I get annoyed with titles like that. "Never heard of", "Didn't know.", etc. I know people want clicks but it sometimes feel normal person to person courtesy aren't valued when the medium is the Internet.

It's especially "dangerous" in this case because the people who would even care about sorting algorithms are going to contain a subset of people who knows a lot about sorting. Those people are likely to know about Timsort. It's like going to a heart surgery conference and having a presentation about "This one heart surgery method you never knew about." Good chance at least a few people in the audience would know and may have invented it.

Beldin · on July 29, 2022

Then I have an interesting tidbit for you: its sorting wasn't 100% correct. Should be fixed now though.

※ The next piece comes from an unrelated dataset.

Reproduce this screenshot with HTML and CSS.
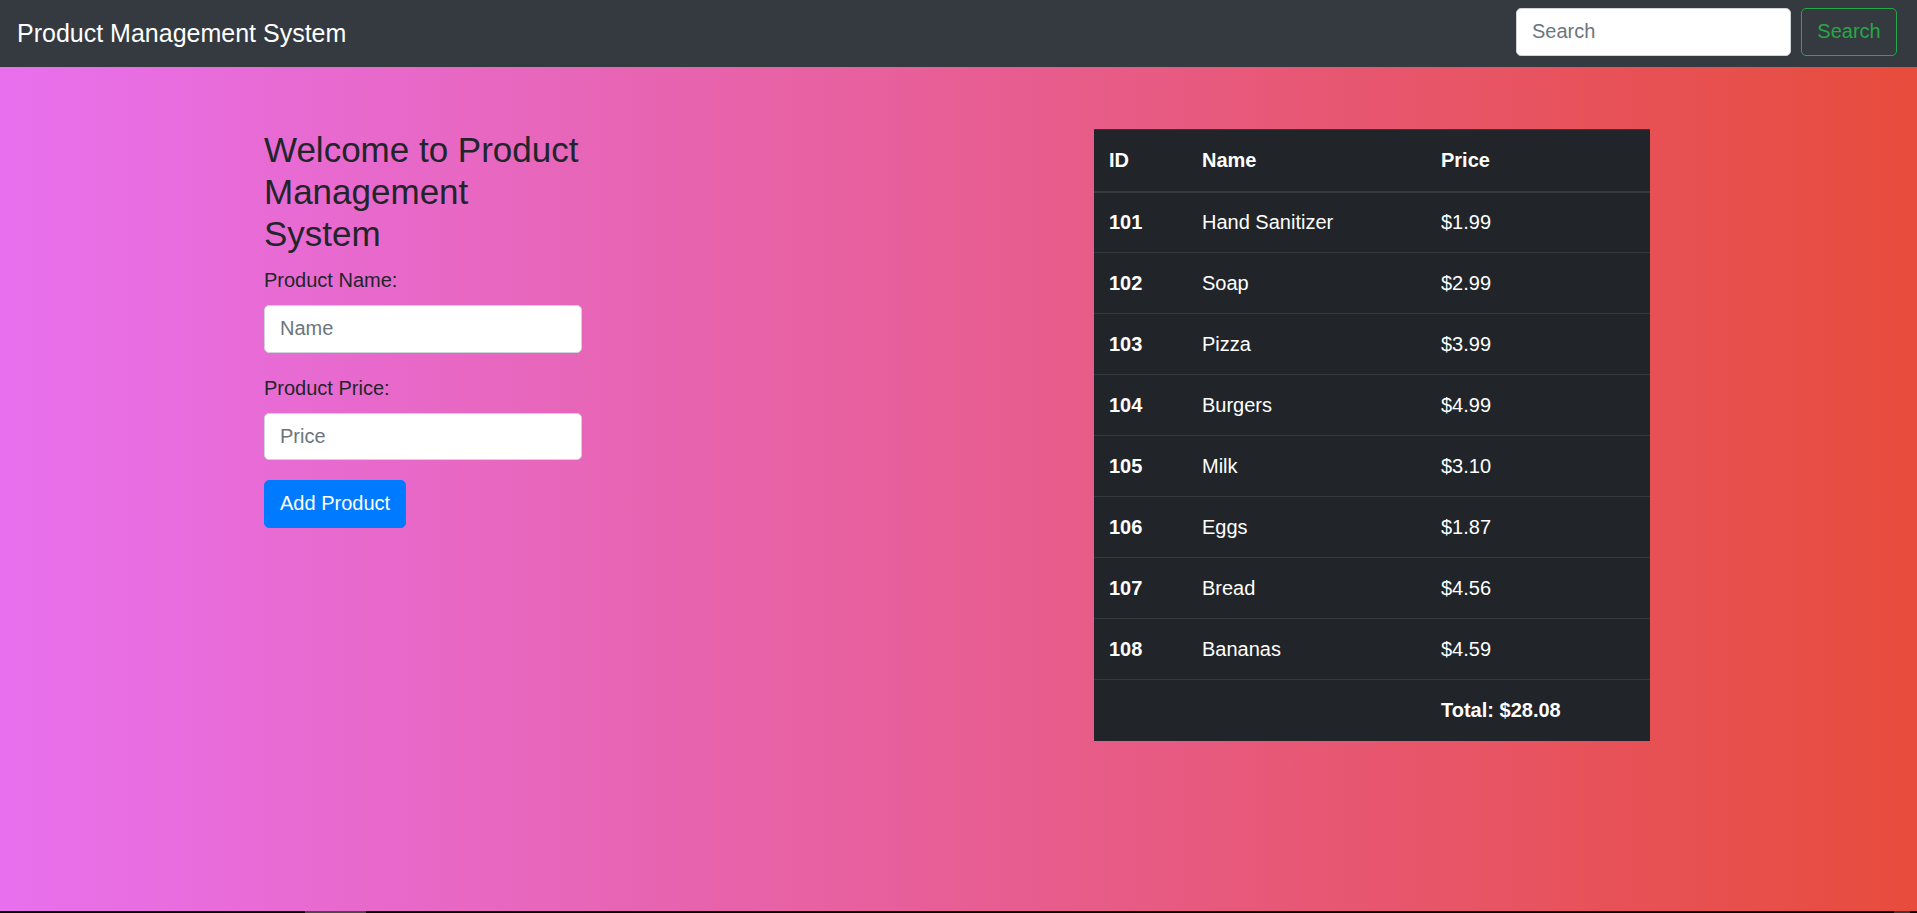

http://www.envisage-project.eu/proving-android-java-and-pyth...

pizlonator · on July 29, 2022

I had heard of that! I just don’t count a bug as a bad thing. Maybe the opposite. Software that has no bugs usually achieves this feat by not having any users. Timsort has tons of users, hence tons of attention, hence someone found a bug. That’s great!

2143 · on July 29, 2022

It's well known.

Nevertheless, the article was good.

If the author is reading this, consider dropping the "you've never heard of" from the title; you don't want to assume things about your reader.

lifthrasiir · on July 29, 2022

"lesser-known" is probably more appropriate choice, given that it is not a kind of algorithm you'd heard from CS curricula.

pclmulqdq · on July 29, 2022

I've done this too with blog posts, and it works okay, although many readers don't like it. I wanted a snappier way to say "you didn't learn about in school," and I think this author did too.

scrozier · on July 29, 2022

Sometimes a little colorful language makes dry topics a bit more fun. I don't think the title was meant to be statistically analyzed. :-)

dktalks · on July 29, 2022

This blog steals content from other sites, original is at https://hackernoon.com/timsort-the-fastest-sorting-algorithm....

Unfortunately I cannot downvote.

Please don't link plagiarized content. This guy also linked to his own "Big O Notation" in his page, where he says O(n) is polynomial

>>>In our shopping list example, in the worst-case of our algorithm it prints out every item in the list sequentially. Since there are n items in the list, it takes O(n) polynomial time to complete the algorithm.

indigo945 · on July 29, 2022

This may be the same author ... Anyway f(n)=n is definitely a polynomial and O(n) is a class of algorithms that run in polynomial time (i.e. are in P).

caslon · on July 29, 2022

It's the same author; compare the URL to your link's author's last name.

thebooktocome · on July 29, 2022

Well, linear functions are still technically polynomials… haha!

rat9988 · on July 29, 2022

O(n) is polynomial and it's the same author.

TameAntelope · on July 29, 2022

There are no downvotes on submissions, FWIW.